Analysis of the effects and causes of numerical error in four-wave mixing simulations

Abstract

We present an investigation of accumulated numerical error in the simulation of four-wave mixing, which is frequently used to model a variety of nonlinear optical devices. The Dormand-Prince method (commonly used by commercial solving software such as MATLAB) has been found to be susceptible to numerical error, which manifests itself in a 3.8% increase in the total power over 200 m of nonlinear interaction length. This numerical error can lead to qualitatively mistaken physical interpretations of simulation results, which are similar to those found in previously published materials.
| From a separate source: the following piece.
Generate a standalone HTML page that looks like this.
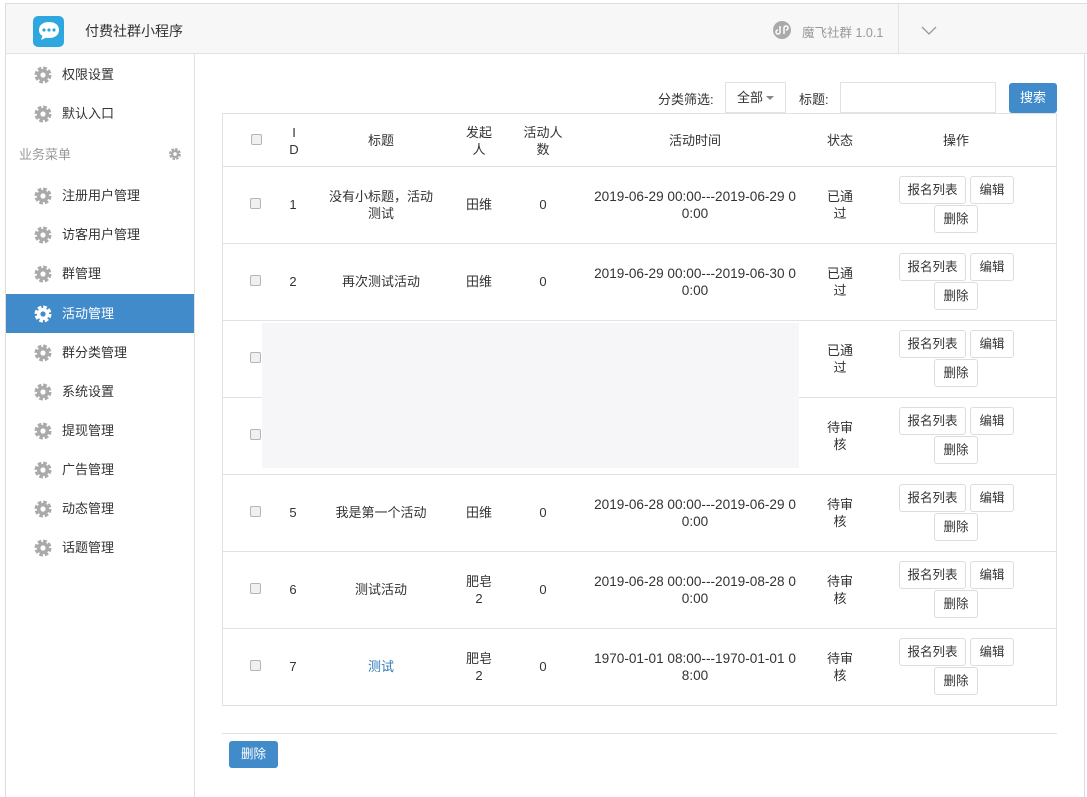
<!DOCTYPE html>
<html><head><meta charset="utf-8"><style>
*{box-sizing:border-box;margin:0;padding:0}
body{width:1087px;height:797px;background:#fff;font-family:"Liberation Sans","Noto Sans CJK SC",sans-serif;font-size:13px;color:#333;position:relative;overflow:hidden}
.abs{position:absolute}
.hdr{left:5px;top:3px;width:1082px;height:51px;background:#f7f7f7;border-top:1px solid #ddd;border-bottom:1px solid #e2e2e2;border-left:1px solid #ddd}
.side{left:5px;top:54px;width:190px;height:743px;border-right:1px solid #e2e2e2;border-left:1px solid #ddd}
.item{position:absolute;left:0;width:188px;height:39px;line-height:39px;padding-left:56px;font-size:13px;color:#333}
.item svg{position:absolute;left:27px;top:10px}
.item.act{background:#428bca;color:#fff}
.tbl{left:222px;top:113px;width:835px;height:593px;border:1px solid #e2e2e2}
.c{position:absolute;text-align:center;line-height:17px;font-size:13px}
.t{font-size:13.6px}
.cb{position:absolute;width:11px;height:11px;border:1px solid #b5b5b5;border-radius:2px;background:#f0f0f0;left:28px}
.btn{position:absolute;height:28px;line-height:26px;border:1px solid #ddd;border-radius:3px;background:#fff;font-size:12.5px;text-align:center;color:#333}
</style></head><body>
<div class="abs hdr">
  <svg class="abs" style="left:27px;top:12px" width="31" height="31" viewBox="0 0 31 31"><rect width="31" height="31" rx="5" fill="#2ea7e0"/><path d="M6 14c0-5 4-8 10-8s10 3 10 8-4 8-10 8c-1 0-2 0-3-.3L8 24l1.5-4C7 18.5 6 16.5 6 14z" fill="#fff"/><circle cx="11" cy="14" r="1.6" fill="#2ea7e0"/><circle cx="16" cy="14" r="1.6" fill="#2ea7e0"/><circle cx="21" cy="14" r="1.6" fill="#2ea7e0"/></svg>
  <div class="abs" style="left:79px;top:17px;font-size:14px;color:#333">付费社群小程序</div>
  <svg class="abs" style="left:767px;top:17px" width="18" height="18" viewBox="0 0 18 18"><circle cx="9" cy="9" r="9" fill="#aaa"/><path d="M7 5v6a2 2 0 1 1-2-2M11 13V7a2 2 0 1 1 2 2" stroke="#fff" stroke-width="1.5" fill="none"/></svg>
  <div class="abs" style="left:796px;top:18px;font-size:12.5px;color:#999">魔飞社群 1.0.1</div>
  <div class="abs" style="left:892px;top:0;width:1px;height:50px;background:#e2e2e2"></div>
  <svg class="abs" style="left:915px;top:22px" width="16" height="10" viewBox="0 0 16 10"><path d="M1 1l7 7 7-7" stroke="#999" stroke-width="1.3" fill="none"/></svg>
</div>
<div class="abs" style="left:1084px;top:54px;width:1px;height:743px;background:#ddd"></div>
<div class="abs side">
<svg width="0" height="0" style="position:absolute"><defs><g id="g"><circle cx="10" cy="10" r="6.5" fill="none" stroke="currentColor" stroke-width="4" stroke-dasharray="3.4 1.7"/><circle cx="10" cy="10" r="6" fill="currentColor"/><circle cx="10" cy="10" r="2.6" fill="#fff"/></g></defs></svg>
<div class="item" style="top:1px;color:#333"><svg width="20" height="20" style="color:#aaa"><use href="#g"/></svg>权限设置</div>
<div class="item" style="top:40px"><svg width="20" height="20" style="color:#aaa"><use href="#g"/></svg>默认入口</div>
<div class="item" style="top:81px;padding-left:13px;color:#999">业务菜单<svg width="14" height="14" viewBox="0 0 20 20" style="left:162px;top:12px;color:#aaa"><use href="#g"/></svg></div>
<div class="item" style="top:122px"><svg width="20" height="20" style="color:#aaa"><use href="#g"/></svg>注册用户管理</div>
<div class="item" style="top:161px"><svg width="20" height="20" style="color:#aaa"><use href="#g"/></svg>访客用户管理</div>
<div class="item" style="top:200px"><svg width="20" height="20" style="color:#aaa"><use href="#g"/></svg>群管理</div>
<div class="item act" style="top:240px"><svg width="20" height="20" style="color:#fff"><circle cx="10" cy="10" r="6.5" fill="none" stroke="#fff" stroke-width="4" stroke-dasharray="3.4 1.7"/><circle cx="10" cy="10" r="6" fill="#fff"/><circle cx="10" cy="10" r="2.6" fill="#428bca"/></svg>活动管理</div>
<div class="item" style="top:279px"><svg width="20" height="20" style="color:#aaa"><use href="#g"/></svg>群分类管理</div>
<div class="item" style="top:318px"><svg width="20" height="20" style="color:#aaa"><use href="#g"/></svg>系统设置</div>
<div class="item" style="top:357px"><svg width="20" height="20" style="color:#aaa"><use href="#g"/></svg>提现管理</div>
<div class="item" style="top:396px"><svg width="20" height="20" style="color:#aaa"><use href="#g"/></svg>广告管理</div>
<div class="item" style="top:435px"><svg width="20" height="20" style="color:#aaa"><use href="#g"/></svg>动态管理</div>
<div class="item" style="top:474px"><svg width="20" height="20" style="color:#aaa"><use href="#g"/></svg>话题管理</div>
</div>

<div class="abs" style="left:658px;top:89px">分类筛选:</div>
<div class="abs" style="left:725px;top:82px;width:61px;height:31px;border:1px solid #e2e2e2;line-height:29px;padding-left:11px">全部<span style="position:absolute;left:40px;top:13px;border:4px solid transparent;border-top:4px solid #888"></span></div>
<div class="abs" style="left:799px;top:89px">标题:</div>
<div class="abs" style="left:840px;top:82px;width:156px;height:31px;border:1px solid #e2e2e2"></div>
<div class="abs" style="left:1009px;top:83px;width:48px;height:30px;background:#428bca;border-radius:3px;color:#fff;text-align:center;line-height:30px">搜索</div>

<div class="abs tbl">
  <div class="cb" style="top:20px"></div>
  <div class="c" style="left:60px;width:22px;top:10px">I<br>D</div>
  <div class="c" style="left:128px;width:60px;top:18px">标题</div>
  <div class="c" style="left:236px;width:40px;top:10px">发起<br>人</div>
  <div class="c" style="left:292px;width:56px;top:10px">活动人<br>数</div>
  <div class="c" style="left:422px;width:100px;top:18px">活动时间</div>
  <div class="c" style="left:597px;width:40px;top:18px">状态</div>
  <div class="c" style="left:703px;width:60px;top:18px">操作</div>
  <div class="abs" style="left:39px;top:209px;width:537px;height:145px;background:#f6f6f8;z-index:2"></div>
</div>
<div id="rows"></div>
<div class="abs" style="left:222px;top:733px;width:835px;height:1px;background:#e2e2e2"></div>
<div class="abs" style="left:229px;top:741px;width:49px;height:27px;background:#428bca;border-radius:3px;color:#fff;text-align:center;line-height:27px;font-size:12.5px">删除</div>
<script>
var d=[["1","没有小标题，活动<br>测试","田维","0","2019-06-29 00:00---2019-06-29 0<br>0:00","已通<br>过"],
["2","再次测试活动","田维","0","2019-06-29 00:00---2019-06-30 0<br>0:00","已通<br>过"],
["","","","","","已通<br>过"],["","","","","","待审<br>核"],
["5","我是第一个活动","田维","0","2019-06-28 00:00---2019-06-29 0<br>0:00","待审<br>核"],
["6","测试活动","肥皂<br>2","0","2019-06-28 00:00---2019-08-28 0<br>0:00","待审<br>核"],
["7","<span style='color:#337ab7'>测试</span>","肥皂<br>2","0","1970-01-01 08:00---1970-01-01 0<br>8:00","待审<br>核"]];
var h="";
d.forEach(function(r,i){var t=166+77*i;
function c(x,w,txt,cl){var two=txt.indexOf("<br>")>=0;return '<div class="c abs '+(cl||'')+'" style="left:'+x+'px;width:'+w+'px;top:'+(t+(two?22:30))+'px">'+txt+'</div>';}
h+='<div class="abs" style="left:223px;top:'+t+'px;width:833px;height:1px;background:#e2e2e2"></div>';
h+='<div class="cb abs" style="left:250px;top:'+(t+32)+'px"></div>';
h+=c(273,40,r[0])+c(321,120,r[1])+c(459,40,r[2])+c(523,40,r[3])+c(575,240,r[4],'t')+c(820,40,r[5]);
h+='<div class="btn" style="left:899px;top:'+(t+10)+'px;width:67px">报名列表</div><div class="btn" style="left:970px;top:'+(t+10)+'px;width:44px">编辑</div><div class="btn" style="left:934px;top:'+(t+39)+'px;width:44px">删除</div>';
});
document.getElementById("rows").innerHTML=h;
</script>
</body></html>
We use a home-built Adams-Bashforth solver to simulate four-wave mixing, which produces results that do not lead to unphysical results, even for simulation over a large nonlinear interaction length. By comparing the results of these two methods we were able to illustrate the qualitative effects of the accumulated numerical error in the former. The source of this cumulative power error is traced to the solutions provided by the Dormand-Prince method for the self- and cross-phase modulation terms of the coupled mode equations; this error increases for larger nonlinearities or if step size increases. Even when this power accumulates from infinitesimal per-step errors, significant changes occur that could lead to qualitative differences in generated power values and conversion efficiencies. This reveals the potential danger of applying commonly used numerical solvers in simulating nonlinear optical processes.